§ Exercise description:
Your copy of the material below should match it exactly, except that it holds no pictures.

* start *

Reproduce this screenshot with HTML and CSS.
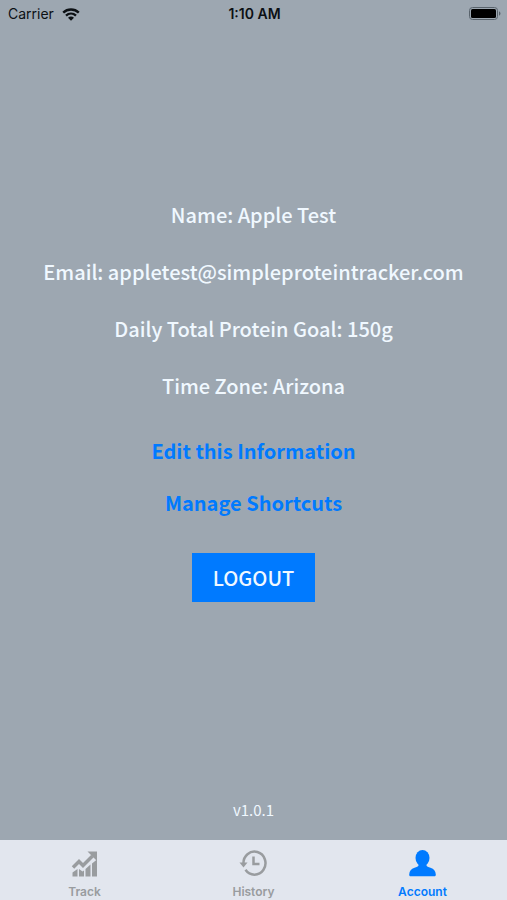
FILE: index.html
```html
<!DOCTYPE html>
<html lang="en">
<head>
<meta charset="utf-8">
<meta name="viewport" content="width=device-width, initial-scale=1">
<title>Account</title>
<link rel="stylesheet" href="styles.css">
</head>
<body>
<header class="status">
  <div class="carrier">
    <span>Carrier</span>
    <svg class="wifi" viewBox="0 0 18 13" aria-hidden="true">
      <path d="M1.2 4.6C5.6.5 12.4.5 16.8 4.6M4 7.6c2.9-2.6 7.1-2.6 10 0" fill="none" stroke="currentColor" stroke-width="2.4"/>
      <path d="M6 9.7c1.8-1.5 4.2-1.5 6 0L9 12.7z" fill="currentColor"/>
    </svg>
  </div>
  <time class="clock">1:10 AM</time>
  <svg class="battery" viewBox="0 0 32 14" aria-hidden="true">
    <rect x=".5" y=".5" width="28" height="12" rx="3" fill="none" stroke="#59636c"/>
    <rect x="2" y="2" width="25" height="9" rx="1.5" fill="#000"/>
    <path d="M30 4.3c2 .8 2 3.600 0 4.400z" fill="#59636c"/>
  </svg>
</header>
<main class="account">
  <p class="detail">Name: Apple Test</p>
  <p class="detail">Email: appletest@simpleproteintracker.com</p>
  <p class="detail">Daily Total Protein Goal: 150g</p>
  <p class="detail">Time Zone: Arizona</p>
  <nav class="links">
    <a href="#edit">Edit this Information</a>
    <a href="#shortcuts">Manage Shortcuts</a>
  </nav>
  <button class="logout" type="button">LOGOUT</button>
</main>
<p class="version">v1.0.1</p>
<nav class="tabs">
  <a class="tab" href="#track">
    <svg viewBox="0 0 28 28" aria-hidden="true">
      <path d="M1.500 23.500l5-3.500v7.500h-5zM8 20l3.500 2.500 1.500-1v6H8zM14.500 20l5-4.500v12h-5zM21 14.500l5-4v17h-5z" fill="currentColor"/>
      <path d="M2 18.500l6-6 4 4L21.500 7" fill="none" stroke="currentColor" stroke-width="3.500"/>
      <path d="M16.500 2.500H26V12z" fill="currentColor"/>
    </svg>
    <span>Track</span>
  </a>
  <a class="tab" href="#history">
    <svg viewBox="0 0 28 28" aria-hidden="true">
      <path d="M3.500 15A11 11.500 0 1 1 5.500 20.800" fill="none" stroke="currentColor" stroke-width="2.500"/>
      <path d="M-.5 13.500h8l-4 5z" fill="currentColor"/>
      <path d="M13.500 7.500V15h6" fill="none" stroke="currentColor" stroke-width="2.500"/>
    </svg>
    <span>History</span>
  </a>
  <a class="tab active" href="#account" aria-current="page">
    <svg viewBox="0 0 28 28" aria-hidden="true">
      <ellipse cx="13.500" cy="9" rx="7" ry="8" fill="currentColor"/>
      <path d="M9.500 14h8v2.500c.5 1.300 1.700 1.400 4 2.200 3.500 1.100 5 3 5.300 6.800.1 1.200-.4 1.800-1.500 1.800H1.700C.6 27.300.1 26.700.2 25.500.500 21.700 2 19.800 5.500 18.700c2.300-.8 3.500-.9 4-2.200z" fill="currentColor"/>
    </svg>
    <span>Account</span>
  </a>
</nav>
</body>
</html>
```
FILE: styles.css
```css
* {
  box-sizing: border-box;
}

body {
  margin: 0;
  min-height: 100vh;
  display: flex;
  flex-direction: column;
  background: #9da7b1;
  color: #f0f8ff;
  font-family: "Noto Sans CJK JP", "Noto Sans", sans-serif;
}

p {
  margin: 0;
}

a {
  color: inherit;
  text-decoration: none;
}

.status {
  height: 28px;
  padding: 0 6px 0 8px;
  display: grid;
  grid-template-columns: 1fr auto 1fr;
  align-items: center;
  color: #0c1014;
  font: 14px/28px Inter, sans-serif;
}

.carrier {
  display: flex;
  align-items: center;
  gap: 8px;
}

.wifi {
  width: 18px;
  height: 13px;
}

.clock {
  font-weight: 600;
}

.battery {
  width: 32px;
  height: 14px;
  justify-self: end;
}

.account {
  flex: 1;
  padding-bottom: 24px;
  display: flex;
  flex-direction: column;
  align-items: center;
  justify-content: center;
  gap: 27px;
  text-align: center;
  font-size: 20px;
  line-height: 30px;
}

.detail {
  font-weight: 500;
}

.links {
  padding: 8px 0;
  display: flex;
  flex-direction: column;
  gap: 22px;
  color: #007aff;
  font-weight: 700;
}

.logout {
  padding: 10px 21px 9px;
  border: 0;
  background: #007aff;
  color: #f0f8ff;
  font: inherit;
  font-weight: 500;
}

.version {
  padding-bottom: 18px;
  font-size: 15px;
  line-height: 24px;
  text-align: center;
}

.tabs {
  height: 60px;
  display: grid;
  grid-template-columns: repeat(3, 1fr);
  background: #e2e6ee;
  color: #999c9f;
}

.tab {
  padding-top: 9px;
  display: flex;
  flex-direction: column;
  align-items: center;
  gap: 7px;
  font: 600 12px/16px Inter, sans-serif;
}

.tab svg {
  width: 28px;
  height: 28px;
  overflow: visible;
}

.active {
  color: #007aff;
}
```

* end *

§ Worked solution:
Reproduce this screenshot with HTML and CSS.
FILE: index.html
```html
<!DOCTYPE html>
<html lang="en">
<head>
<meta charset="utf-8">
<meta name="viewport" content="width=device-width, initial-scale=1">
<title>Account</title>
<link rel="stylesheet" href="styles.css">
</head>
<body>
<header class="status">
  <div class="carrier">
    <span>Carrier</span>
    <svg class="wifi" viewBox="0 0 18 13" aria-hidden="true">
      <path d="M1.2 4.6C5.6.5 12.4.5 16.8 4.6M4 7.6c2.9-2.6 7.1-2.6 10 0" fill="none" stroke="currentColor" stroke-width="2.4"/>
      <path d="M6 9.7c1.8-1.5 4.2-1.5 6 0L9 12.7z" fill="currentColor"/>
    </svg>
  </div>
  <time class="clock">1:10 AM</time>
  <svg class="battery" viewBox="0 0 32 14" aria-hidden="true">
    <rect x=".5" y=".5" width="28" height="12" rx="3" fill="none" stroke="#59636c"/>
    <rect x="2" y="2" width="25" height="9" rx="1.5" fill="#000"/>
    <path d="M30 4.3c2 .8 2 3.600 0 4.400z" fill="#59636c"/>
  </svg>
</header>
<main class="account">
  <p class="detail">Name: Apple Test</p>
  <p class="detail">Email: appletest@simpleproteintracker.com</p>
  <p class="detail">Daily Total Protein Goal: 150g</p>
  <p class="detail">Time Zone: Arizona</p>
  <nav class="links">
    <a href="#edit">Edit this Information</a>
    <a href="#shortcuts">Manage Shortcuts</a>
  </nav>
  <button class="logout" type="button">LOGOUT</button>
</main>
<p class="version">v1.0.1</p>
<nav class="tabs">
  <a class="tab" href="#track">
    <svg viewBox="0 0 28 28" aria-hidden="true">
      <path d="M1.500 23.500l5-3.500v7.500h-5zM8 20l3.500 2.500 1.500-1v6H8zM14.500 20l5-4.500v12h-5zM21 14.500l5-4v17h-5z" fill="currentColor"/>
      <path d="M2 18.500l6-6 4 4L21.500 7" fill="none" stroke="currentColor" stroke-width="3.500"/>
      <path d="M16.500 2.500H26V12z" fill="currentColor"/>
    </svg>
    <span>Track</span>
  </a>
  <a class="tab" href="#history">
    <svg viewBox="0 0 28 28" aria-hidden="true">
      <path d="M3.500 15A11 11.500 0 1 1 5.500 20.800" fill="none" stroke="currentColor" stroke-width="2.500"/>
      <path d="M-.5 13.500h8l-4 5z" fill="currentColor"/>
      <path d="M13.500 7.500V15h6" fill="none" stroke="currentColor" stroke-width="2.500"/>
    </svg>
    <span>History</span>
  </a>
  <a class="tab active" href="#account" aria-current="page">
    <svg viewBox="0 0 28 28" aria-hidden="true">
      <ellipse cx="13.500" cy="9" rx="7" ry="8" fill="currentColor"/>
      <path d="M9.500 14h8v2.500c.5 1.300 1.700 1.400 4 2.200 3.500 1.100 5 3 5.300 6.800.1 1.200-.4 1.800-1.500 1.800H1.700C.6 27.300.1 26.700.2 25.500.500 21.700 2 19.800 5.500 18.700c2.300-.8 3.500-.9 4-2.200z" fill="currentColor"/>
    </svg>
    <span>Account</span>
  </a>
</nav>
</body>
</html>
```
FILE: styles.css
```css
* {
  box-sizing: border-box;
}

body {
  margin: 0;
  min-height: 100vh;
  display: flex;
  flex-direction: column;
  background: #9da7b1;
  color: #f0f8ff;
  font-family: "Noto Sans CJK JP", "Noto Sans", sans-serif;
}

p {
  margin: 0;
}

a {
  color: inherit;
  text-decoration: none;
}

.status {
  height: 28px;
  padding: 0 6px 0 8px;
  display: grid;
  grid-template-columns: 1fr auto 1fr;
  align-items: center;
  color: #0c1014;
  font: 14px/28px Inter, sans-serif;
}

.carrier {
  display: flex;
  align-items: center;
  gap: 8px;
}

.wifi {
  width: 18px;
  height: 13px;
}

.clock {
  font-weight: 600;
}

.battery {
  width: 32px;
  height: 14px;
  justify-self: end;
}

.account {
  flex: 1;
  padding-bottom: 24px;
  display: flex;
  flex-direction: column;
  align-items: center;
  justify-content: center;
  gap: 27px;
  text-align: center;
  font-size: 20px;
  line-height: 30px;
}

.detail {
  font-weight: 500;
}

.links {
  padding: 8px 0;
  display: flex;
  flex-direction: column;
  gap: 22px;
  color: #007aff;
  font-weight: 700;
}

.logout {
  padding: 10px 21px 9px;
  border: 0;
  background: #007aff;
  color: #f0f8ff;
  font: inherit;
  font-weight: 500;
}

.version {
  padding-bottom: 18px;
  font-size: 15px;
  line-height: 24px;
  text-align: center;
}

.tabs {
  height: 60px;
  display: grid;
  grid-template-columns: repeat(3, 1fr);
  background: #e2e6ee;
  color: #999c9f;
}

.tab {
  padding-top: 9px;
  display: flex;
  flex-direction: column;
  align-items: center;
  gap: 7px;
  font: 600 12px/16px Inter, sans-serif;
}

.tab svg {
  width: 28px;
  height: 28px;
  overflow: visible;
}

.active {
  color: #007aff;
}
```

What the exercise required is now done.